Abstract

Hydrodeoxygenation (HDO) of three model compounds (i.e., anisole, 4-propylphenol, and 2-butanone) and real lignin pyrolysis vapors was investigated at 673 K and ∼1.7 bar of H2 over a series of MoO3/γ-Al2O3 catalysts with MoO3 loadings ranging from 0 to 19 wt % as well as bulk MoO3. Extensive characterization revealed catalyst acidity (strength) and the degree of MoOx oligomerization as the two main parameters in determining product distribution. Strong Lewis acid sites of γ-Al2O3 were found to catalyze transalkylation, dealkylation, dehydration, and condensation reactions, the latter of which also led to high coke yields (up to 50 C%).
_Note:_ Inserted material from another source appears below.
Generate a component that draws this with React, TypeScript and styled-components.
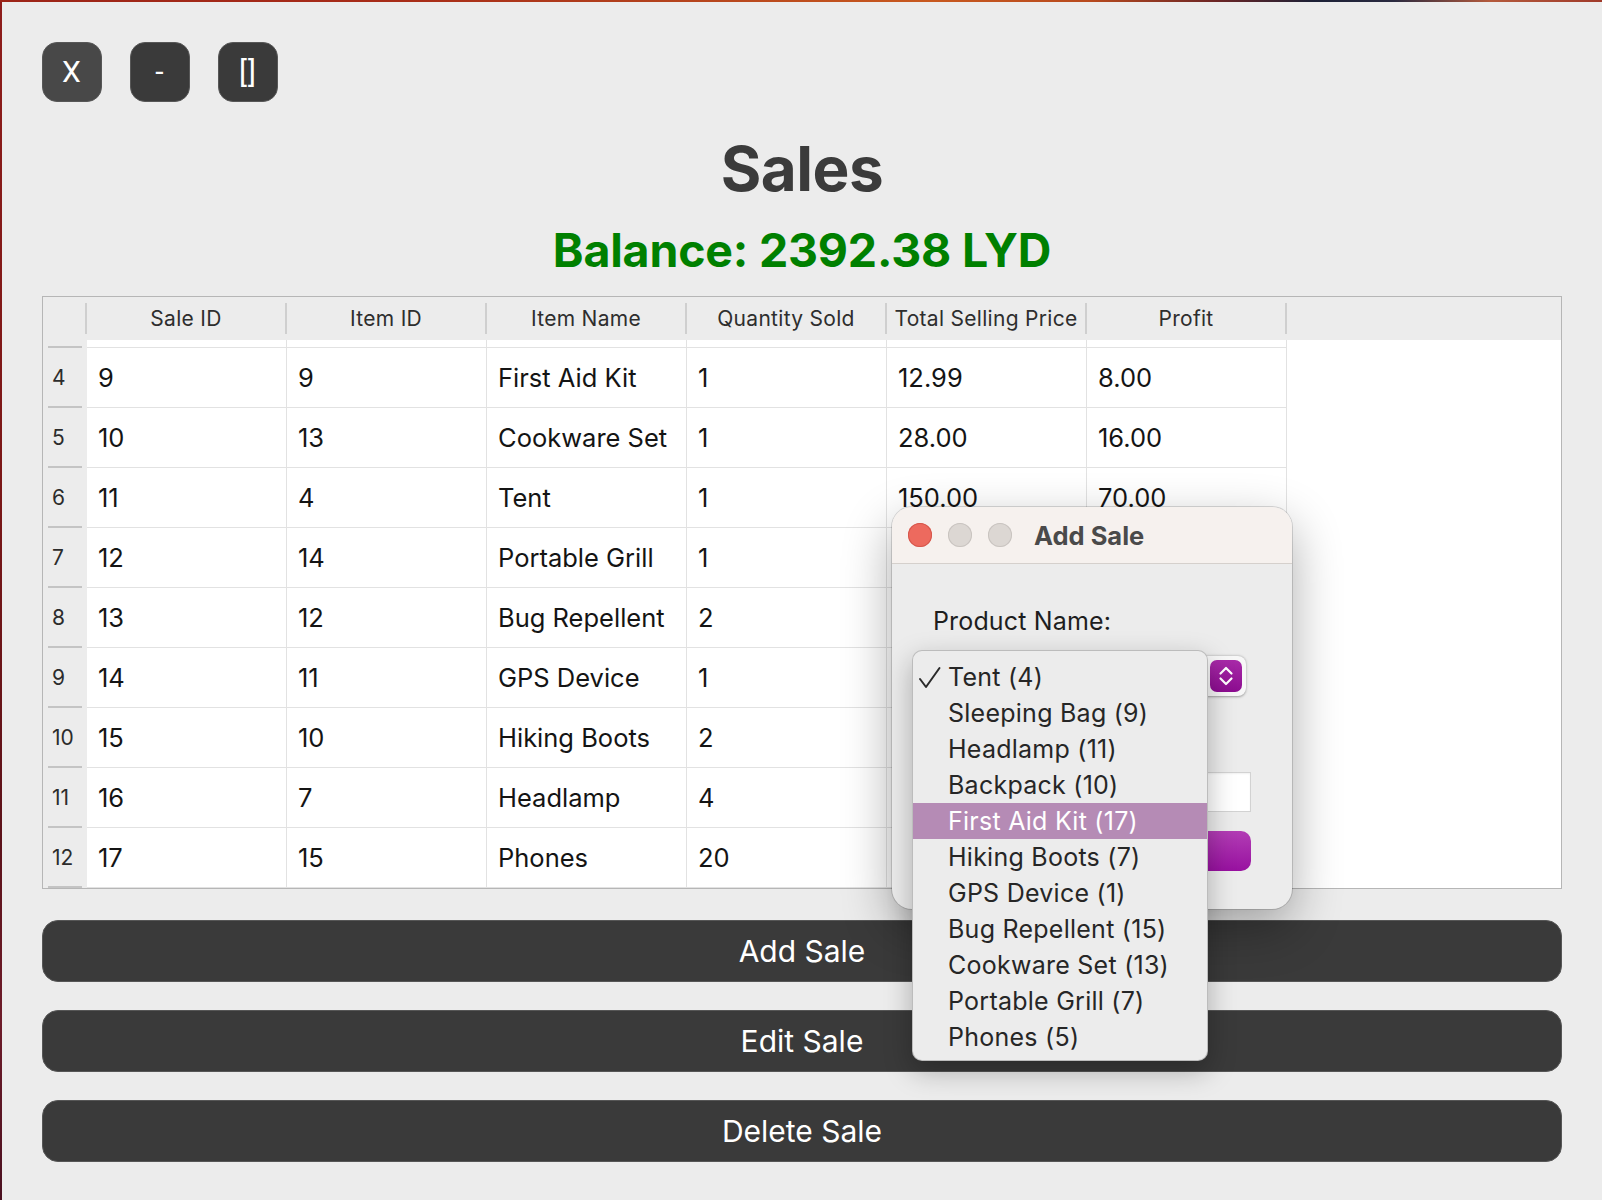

The addition of MoO3 progressively reduced the amount of strong Lewis acid sites and generated weaker Lewis and Brønsted acid sites with lower selectivity to condensation reactions resulting in lower coke yields. The growth of MoOx domains depended on MoO3 loading over the γ-Al2O3 support. At MoO3 loadings higher than 8 wt %, crystalline orthorhombic MoO3 phases were found, which behaved similar to bulk MoO3 in catalyzing hydrogenation and HDO reactions. The integration of MoOx species and acidity from the γ-Al2O3 support enabled the modulation of product selectivity. This work provides information for enabling the rational design of supported MoO3 catalysts to allow for maximizing the production of valuable chemicals (i.e., alkenes and aromatics) from HDO of lignin (or biomass) pyrolysis vapors.